Film actor's estate earned $210m last year after record-setting jewellery and art auction

From beyond the grave Elizabeth Taylor has overtaken her close friend Michael Jackson to become the top earning dead celebrity. The estate of the actor, who died last year, earned $210m (£130m) in the past 12 months largely due to Christie's record-setting auction of her jewellery and art collection, according to Forbes' annual poll of the richest dead celebrities.

Taylor's auction, which included a Van Gogh that fetched $24.6m, helped her push Jackson into second place. Her fortunes were also boosted by sales of her perfume, White Diamond, which earned $75m in 2011.

With the sale behind her Taylor may struggle to keep her crown next year from Jackson. The King of Pop's fortunes appear to have risen since his death in 2009, not least because he is no longer around to spend it. His estate took in $145m, according to Forbes, more than any other artist. Much of the money came from his half share in the Sony/ATV publishing catalogue, whose artists include the Beatles and Lady Gaga.

The third slot in Forbes' poll went to another King, Elvis Presley. His estate suffered after the Viva Elvis show in Las Vegas closed but attendances at his home Graceland rose, helped by warm weather. One billionaire is betting his reign will continue. Investor Leon Black's Apollo Global Management bought CKX, the parent company of American Idol and the estates of Elvis and Muhammad Ali, last year for $509m. Black likes icons. He bought one of four versions of Edvard Munch's The Scream for $119m earlier this year.

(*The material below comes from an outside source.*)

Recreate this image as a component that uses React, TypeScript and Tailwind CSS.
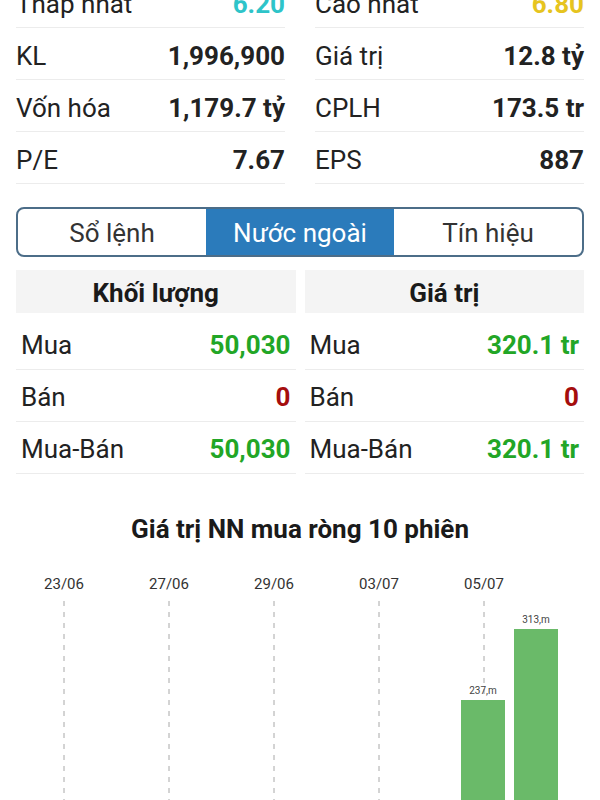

The top three, all of whom were immortalised by Andy Warhol, are followed by Charles Schulz this year. The Peanuts comic strip creator made $37m in the past 12 months and his estate is set for another boost as Fox prepares a big screen movie from the team behind the hit Ice Age movies.

While Jackson looks set to reclaim his crown next year, 2013 could witness an unlikely fight between Charlie Brown, Taylor and Presley for the runner-up prize.